Aspects du processus
Avant de montrer comment ces accords ont été appliqués ou violés, il faut revenir sur certains aspects du processus qui les a produits (sans vouloir raconter toutes les relations entre de Gaulle et le GPRA depuis 1958).
Comme on l’a vu, le début de la déclaration générale se référait au référendum du 8 janvier 1961, suivi et entériné par la loi du 14 janvier 1961, qui avait légitimé le recours à l’autodétermination des populations algériennes, et permis au gouvernement français de la préparer en réglant par décrets l’organisation des pouvoirs publics en Algérie, de façon à créer un organe exécutif et des assemblées délibératives algériennes.
Mais cette procédure était illégitime aux yeux de la plupart des Français d’Algérie et des partisans de l’Algérie française ainsi que l’OAS, qui en dénonçaient le caractère anticonstitutionnel selon eux.

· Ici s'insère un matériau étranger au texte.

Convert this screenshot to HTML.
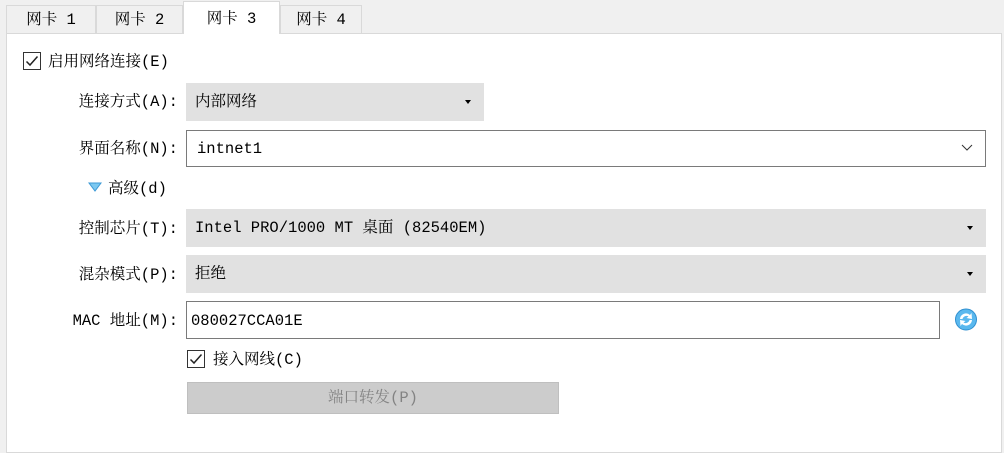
<!DOCTYPE html>
<html><head><meta charset="utf-8"><style>
*{margin:0;padding:0;box-sizing:border-box}
body{width:1004px;height:440px;background:#f0f0f0;position:relative;overflow:hidden;font-family:"Liberation Mono","Noto Serif CJK SC","Noto Serif CJK JP","Noto Sans CJK SC",monospace;font-size:15.5px;color:#000}
.a{position:absolute}
.tab{position:absolute;top:5px;height:29px;border:1px solid #d9d9d9;background:#f0f0f0;text-align:center;line-height:28px}
.panel{position:absolute;left:6px;top:33px;width:996px;height:420px;background:#fff;border:1px solid #d9d9d9}
.lbl{position:absolute;text-align:right;width:172px;left:6px;line-height:20px}
.cb{position:absolute;background:#e1e1e1;padding-left:9px}
.arr{position:absolute;right:13px;top:50%;margin-top:-2px;width:0;height:0;border-left:3px solid transparent;border-right:3px solid transparent;border-top:4px solid #000}
.inp{position:absolute;background:#fff;border:1px solid #7a7a7a;padding-left:10px}
.chk{position:absolute;width:18px;height:18px;border:1px solid #333;background:#fff}
</style></head><body>
<div class="panel"></div>
<div class="tab" style="left:6px;width:90px">网卡 1</div>
<div class="tab" style="left:96px;width:87px">网卡 2</div>
<div class="tab" style="left:280px;width:82px">网卡 4</div>
<div class="tab" style="left:183px;top:1px;height:33px;width:97px;background:#fff;border-bottom:none;line-height:34px">网卡 3</div>

<div class="chk" style="left:23px;top:52px"><svg width="16" height="16" viewBox="0 0 16 16"><path d="M2.5 8.5 L6 12 L13.5 3.5" fill="none" stroke="#222" stroke-width="1.5"/></svg></div>
<div class="a" style="left:48px;top:52px;line-height:20px">启用网络连接(E)</div>

<div class="lbl" style="top:92px">连接方式(A):</div>
<div class="cb" style="left:186px;top:83px;width:298px;height:38px;line-height:39px">内部网络<div class="arr"></div></div>

<div class="lbl" style="top:139px">界面名称(N):</div>
<div class="inp" style="left:186px;top:130px;width:800px;height:37px;line-height:37px">intnet1
<svg class="a" style="right:12px;top:13px" width="12" height="8" viewBox="0 0 12 8"><path d="M1 1 L6 6 L11 1" fill="none" stroke="#333" stroke-width="1"/></svg></div>

<svg class="a" style="left:88px;top:182px" width="14" height="10" viewBox="0 0 14 10"><path d="M1 1 L13 1 L7 9 Z" fill="#7cc8f0" stroke="#3d9ad6" stroke-width="1"/></svg>
<div class="a" style="left:108px;top:179px;line-height:20px">高级(d)</div>

<div class="lbl" style="top:219px">控制芯片(T):</div>
<div class="cb" style="left:186px;top:209px;width:800px;height:38px;line-height:39px">Intel PRO/1000 MT 桌面 (82540EM)<div class="arr"></div></div>

<div class="lbl" style="top:265px">混杂模式(P):</div>
<div class="cb" style="left:186px;top:255px;width:800px;height:38px;line-height:39px">拒绝<div class="arr"></div></div>

<div class="lbl" style="top:311px">MAC 地址(M):</div>
<div class="inp" style="left:186px;top:301px;width:754px;height:38px;line-height:38px;padding-left:4px">080027CCA01E</div>
<svg class="a" style="left:954px;top:307px" width="24" height="25" viewBox="0 0 24 25"><circle cx="12" cy="12.5" r="10.5" fill="#5ab8ee" stroke="#2f8fd0"/><path d="M6 12 A6 6 0 0 1 16 8 L17.5 6 L18 12 L12.5 11 L14.5 9.5 A4 4 0 0 0 8.5 12 Z M18 13 A6 6 0 0 1 8 17 L6.5 19 L6 13 L11.5 14 L9.5 15.5 A4 4 0 0 0 15.5 13 Z" fill="#fff"/></svg>

<div class="chk" style="left:187px;top:350px"><svg width="16" height="16" viewBox="0 0 16 16"><path d="M2.5 8.5 L6 12 L13.5 3.5" fill="none" stroke="#222" stroke-width="1.5"/></svg></div>
<div class="a" style="left:213px;top:350px;line-height:20px">接入网线(C)</div>

<div class="a" style="left:187px;top:382px;width:372px;height:32px;background:#cccccc;border:1px solid #bfbfbf;color:#838383;text-align:center;line-height:31px">端口转发(P)</div>
</body></html>
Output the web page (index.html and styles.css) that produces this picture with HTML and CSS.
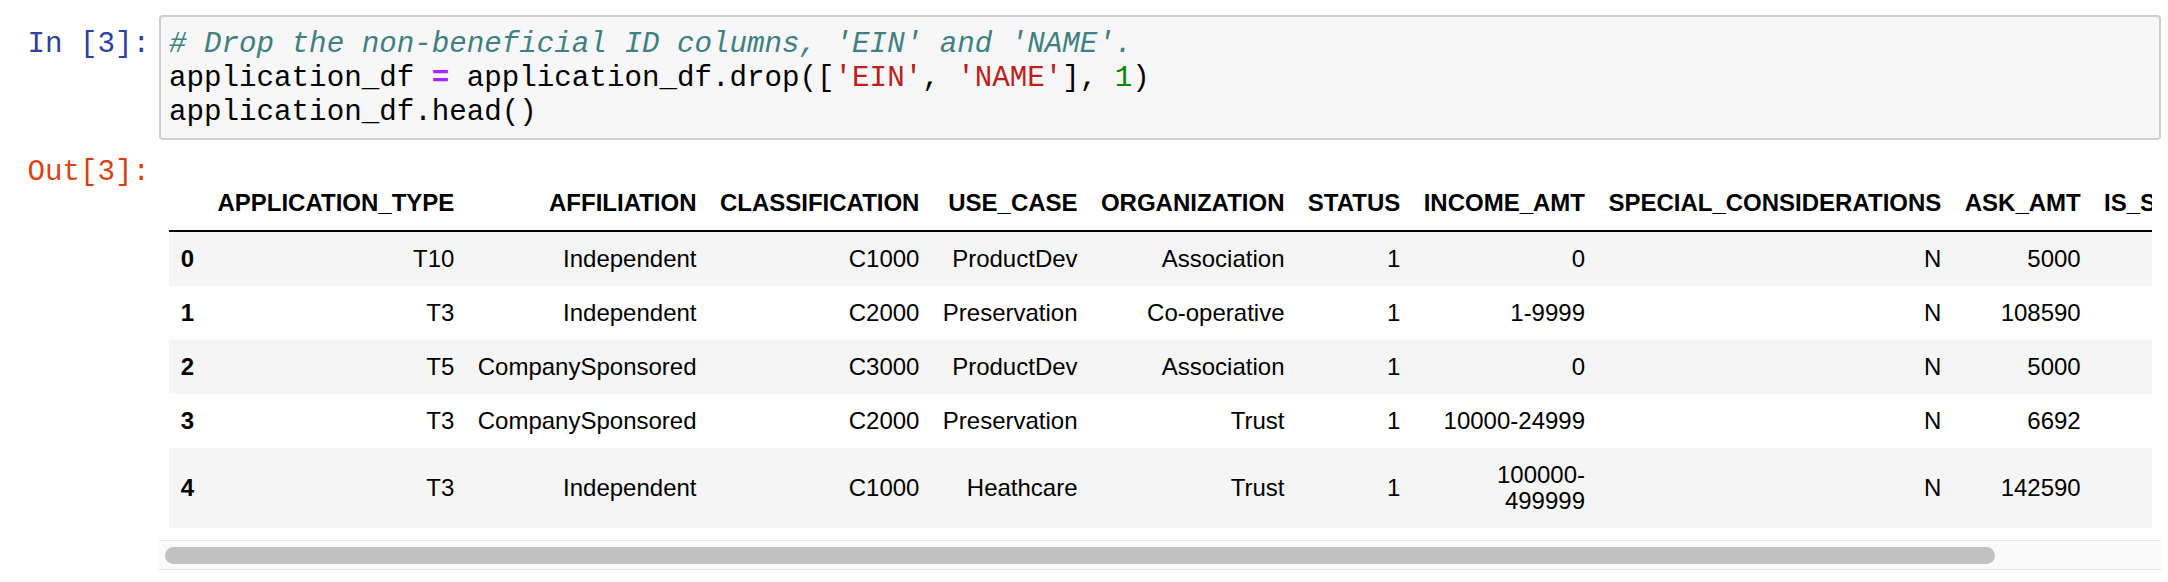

En effet, ils n’avaient pas oublié la propagande déployée officiellement durant l’été 1958 par les autorités militaires et civiles en faveur du «oui» au référendum sur la Constitution de la Ve République, qui était officiellement présenté comme un «oui» à la France «de Dunkerque à Tamanrasset».
L’économiste Maurice Allais (bien que partisan du principe de l’autodétermination) démontra l’inconstitutionnalité de la procédure employée par le gouvernement dans le quatrième chapitre de son livre «L’Algérie d’Évian. Le référendum et la résistance algérienne» (Paris, L’esprit nouveau, juillet 1962), en s’appuyant notamment sur des déclarations du Premier ministre Michel Debré, qui affirmait en 1959 que les départements d’Algérie et du Sahara font partie de la République française au même titre que les départements métropolitains», et qu’aucune transformation en Etats de la Communauté, aucune sécession de la République, ne sont donc constitutionnellement possibles pour les départements et territoires faisant actuellement partie de la République française.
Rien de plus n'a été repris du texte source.